When FBI director Comey appeared in Denver in late August, he made similar comments. According to him, Conley wasn't arrested until she was boarding a plane because talking about a crime is "protected conduct." He added, "We are not interested in people talking. If they cross the line into doing, then we're prepared to respond. We don't ever want to infringe speech. But we want to save lives and protect people if someone crosses the line."
That brings us to the latest case, which bears strong similarities to the Conley matter. On Friday, according to CBS4, three girls -- sisters aged fifteen and seventeen and a sixteen-year-old friend -- were reported missing after they didn't show up for classes. They haven't been named because they're underage and neither has the school been identified -- but the missing-persons filing was made in Arapahoe County.

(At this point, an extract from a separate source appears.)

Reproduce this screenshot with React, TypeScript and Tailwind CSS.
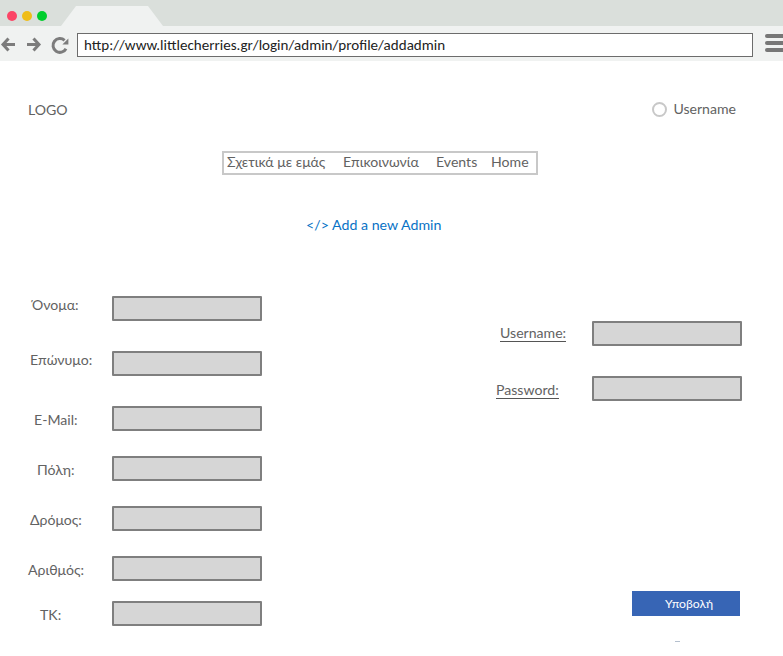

When the teens were found, they were a long way from home -- specifically Frankfurt, Germany, where federal agents believe they hoped to catch a flight to Turkey before continuing to Syria with an eye toward connecting with ISIS.
No motives have been revealed for the teens; CNN reports that the sisters are of Somali descent, while the friend's family is from the Sudan. However, their computers are being analyzed in the wake of them being reunited with their families. They're said to have financed their trip with $2,000 taken from their parents without permission.
Meanwhile, charges have yet to be filed, and it's uncertain if any will be. What's clear, though, is that there have now been four Denver-area teenage girls taken into custody because of suspicions that they wanted to translate their sympathies for the Islamic State into action.